Una stupida polemica ha tenuto banco in settimana dopo la visita del vicepremier Matteo Salvini, e Segretario della Lega, al pastificio Rummo di Benevento. Un gesto di cortesia, da parte dell’uno e dell’altro, viene confuso con un’indicazione di parte e dà la stura a commenti velenosi sui social con l’invito rivolto ai consumatori meridionali di non acquistare più il prodotto sannita reo di essersi fatto contaminare nientedimeno che dal capo dei nordisti.



La vicenda si presterebbe a una grande risata per i suoi contorni grotteschi. E bene ha fatto Fiorello a scherzarci sopra – a suo modo, dicendo cose serie – ricordando nel corso della trasmissione Viva Rai 2 che l’accusa di fiancheggiamento al ministro (ridicola di per sé) viene rivolta a un’impresa di grande tradizione e altissima qualità che dà lavoro a centinaia di persone. Vanto del tanto lodato Made in Italy e proiettata sui mercati internazionali.

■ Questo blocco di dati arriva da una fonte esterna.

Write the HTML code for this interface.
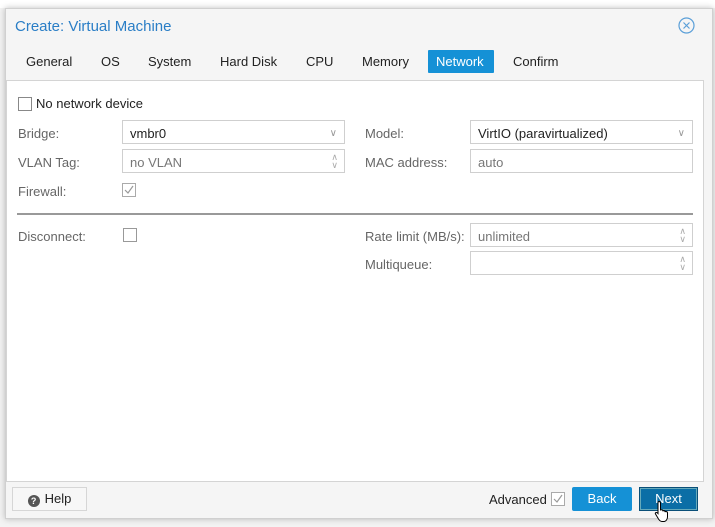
<!DOCTYPE html>
<html><head><style>
*{box-sizing:border-box;margin:0;padding:0}
body{width:715px;height:527px;background:#f3f3f3;font-family:"Liberation Sans",sans-serif;font-size:13px;color:#333;position:relative;overflow:hidden}
.abs{position:absolute}
.win{left:5px;top:8px;width:708px;height:511px;background:#f5f5f5;border:1px solid #d0d0d0;box-shadow:0 0 6px rgba(0,0,0,.25)}
.tab{position:absolute;top:50px;height:23px;line-height:23px;font-size:13px;color:#222;padding:0 8px}
.lbl{position:absolute;font-size:13px;color:#666}
.fld{position:absolute;height:24px;border:1px solid #cfcfcf;background:#fff;font-size:13px;line-height:25px;padding-left:7px;color:#222}
.cb{position:absolute;width:14px;height:14px;border:1px solid #888;background:#fff}
.btn{position:absolute;height:24px;line-height:24px;text-align:center;font-size:13px}
.sp{position:absolute;right:6px;top:3px;color:#aaa;font-size:9px;line-height:8px}
</style></head><body>
<div class="abs" style="left:0;top:0;width:715px;height:8px;background:#fff"></div>
<div class="abs" style="left:704px;top:200px;font-size:12px;color:#9ab">9</div>
<div class="abs" style="left:704px;top:226px;font-size:12px;color:#9ab">9</div>
<div class="abs" style="left:704px;top:252px;font-size:12px;color:#9ab">9</div>
<div class="abs win"></div>
<div class="abs" style="left:15px;top:18px;font-size:15px;color:#2a7ec6">Create: Virtual Machine</div>
<svg class="abs" style="left:678px;top:17px" width="17" height="17" viewBox="0 0 17 17"><circle cx="8.5" cy="8.5" r="7.5" fill="none" stroke="#5a9fd8" stroke-width="1.2"/><path d="M5.5 5.5L11.5 11.5M11.5 5.5L5.5 11.5" stroke="#5a9fd8" stroke-width="1.2"/></svg>
<div class="tab" style="left:18px">General</div>
<div class="tab" style="left:93px">OS</div>
<div class="tab" style="left:140px">System</div>
<div class="tab" style="left:212px">Hard Disk</div>
<div class="tab" style="left:298px">CPU</div>
<div class="tab" style="left:354px">Memory</div>
<div class="tab" style="left:428px;width:66px;background:#1591d6;color:#fff;border-radius:1px">Network</div>
<div class="tab" style="left:505px">Confirm</div>
<div class="abs" style="left:6px;top:80px;width:698px;height:402px;background:#fff;border:1px solid #d4d4d4"></div>
<div class="cb" style="left:18px;top:97px"></div>
<div class="abs" style="left:36px;top:96px;color:#222">No network device</div>
<div class="lbl" style="left:18px;top:126px">Bridge:</div>
<div class="fld" style="left:122px;top:120px;width:223px">vmbr0<span style="position:absolute;right:7px;top:0;color:#999;font-size:10px">&#8744;</span></div>
<div class="lbl" style="left:18px;top:155px">VLAN Tag:</div>
<div class="fld" style="left:122px;top:149px;width:223px;color:#777">no VLAN<span class="sp">&#8743;<br>&#8744;</span></div>
<div class="lbl" style="left:18px;top:184px">Firewall:</div>
<svg class="abs" style="left:122px;top:183px" width="14" height="14"><rect x=".5" y=".5" width="13" height="13" fill="#fff" stroke="#aaa"/><path d="M3 7l3 3 5-7" fill="none" stroke="#999" stroke-width="1.2"/></svg>
<div class="lbl" style="left:365px;top:126px">Model:</div>
<div class="fld" style="left:470px;top:120px;width:223px">VirtIO (paravirtualized)<span style="position:absolute;right:7px;top:0;color:#999;font-size:10px">&#8744;</span></div>
<div class="lbl" style="left:365px;top:155px">MAC address:</div>
<div class="fld" style="left:470px;top:149px;width:223px;color:#777">auto</div>
<div class="abs" style="left:17px;top:213px;width:676px;height:2px;background:#999"></div>
<div class="lbl" style="left:18px;top:229px">Disconnect:</div>
<div class="cb" style="left:123px;top:228px;border-color:#999"></div>
<div class="lbl" style="left:365px;top:229px">Rate limit (MB/s):</div>
<div class="fld" style="left:470px;top:223px;width:223px;color:#777">unlimited<span class="sp">&#8743;<br>&#8744;</span></div>
<div class="lbl" style="left:365px;top:257px">Multiqueue:</div>
<div class="fld" style="left:470px;top:251px;width:223px"><span class="sp">&#8743;<br>&#8744;</span></div>
<div class="btn" style="left:12px;top:487px;width:75px;background:#f7f7f7;border:1px solid #d6d6d6;color:#222;line-height:22px"><span style="display:inline-block;width:12px;height:12px;border-radius:50%;background:#555;color:#fff;font-size:9px;line-height:12px;font-weight:bold;vertical-align:-1px;margin-right:5px">?</span>Help</div>
<div class="abs" style="left:489px;top:492px;color:#222">Advanced</div>
<svg class="abs" style="left:551px;top:492px" width="14" height="14"><rect x=".5" y=".5" width="13" height="13" fill="#fff" stroke="#aaa"/><path d="M3 7l3 3 5-7" fill="none" stroke="#999" stroke-width="1.2"/></svg>
<div class="btn" style="left:572px;top:487px;width:60px;background:#1591d6;color:#fff;border-radius:2px">Back</div>
<div class="btn" style="left:639px;top:487px;width:59px;background:#0b6ea6;color:#fff;border:1px solid #0a4f78;box-shadow:inset 0 0 0 1px #6ab;line-height:22px">Next</div>
<svg class="abs" style="left:654px;top:500px" width="16" height="22" viewBox="0 0 16 22"><path d="M5 1.5c1 0 1.5.5 1.5 1.5v7l1-.3c.8 0 1.3.5 1.3 1.1l1-.2c.8 0 1.2.5 1.2 1l1-.1c.9 0 1.5.6 1.5 1.5v4c0 2-1.5 4.5-3.5 4.5H8c-1.5 0-2.5-1-3.5-2.5L1.5 14c-.5-.8 0-1.5.8-1.5.6 0 1.2.4 1.7 1V3c0-1 .3-1.5 1-1.5z" fill="#fff" stroke="#000" stroke-width="1"/></svg>
</body></html>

L’azienda nasce del 1846 e si avvia quindi a traguardare i 180 anni di attività giungendo alla settima e ottava generazione con Cosimo e Antonio, padre e figlio, che stanno imprimendo un impulso notevolissimo ai processi d’innovazione – lavorazione lenta e non solo – e alla crescita sui mercati esteri. Nel segmento premium, quello di più alta gamma, non teme concorrenti secondo le preferenze rilevate tra i consumatori.

Insomma, confondere il premiato pastificio beneventano con una bottega che ha bisogno della benedizione di un esponente politico per farsi pubblicità è un’ipotesi che può nascere solo dall’ignoranza (mancata conoscenza dei fatti e delle persone) o dalla cattiveria. E spesso cattiveria e ignoranza vanno a braccetto. Attribuire poi a Cosimo Rummo l’etichetta di simpatizzante leghista è affermare una cosa quanto più lontana ci sia dalla realtà.



Detto tutto questo, è davvero incredibile che un’attenzione istituzionale possa essere scambiata per una scelta di campo. E se anche così fosse – ma non è, va ribadito per i più duri d’orecchio -, forse che la pasta ai Rummo riesce più o meno bene a seconda delle loro simpatie politiche? Se, mettiamo per ipotesi, il ministro Raffaele Fitto che è pugliese si facesse vedere in uno stabilimento del Nord dovremmo attenderci una simile reazione capovolta?

Si capisce che stiamo camminando sul terreno dell’assurdo. E ancora più assurdo risulta che l’impulso dei pochi malvolenti che hanno innescato la bagarre all’interno della rete abbia mosso altri che senza riflettere si sono immessi nella scia gonfiando un caso che non esiste. Come se il Paese, e il Mezzogiorno in particolare, non avessero problemi più seri e urgenti da fronteggiare. Davvero una perdita di senno e di tempo che si poteva evitare.

L’incidente, poi, avviene alla vigilia della discussione e dell’approvazione in Senato del disegno di legge sull’autonomia differenziata delle Regioni. Un provvedimento che le opposizioni presentano come Spacca Italia e che la maggioranza indica come necessario per contribuire a rendere più efficiente il Paese. Le posizioni sono così divaricate che sarà davvero difficile montare sull’argomento un confronto costruttivo.

Gli animi sono accesi e ogni occasione riesce buona per esacerbare le distanze. Con il risultato che le parti in causa anziché comporre i dissidi si allontanano sempre di più consegnando alle prove di forza ciò che dovrebbe essere affidato all’intelligenza e alla buona volontà. Si sfoggia come se niente fosse l’arma della strumentalizzazione e tutto diventa materia di contesa.

Senza aver rispetto, nel caso in questione, di pezzi importanti dell’industria italiana.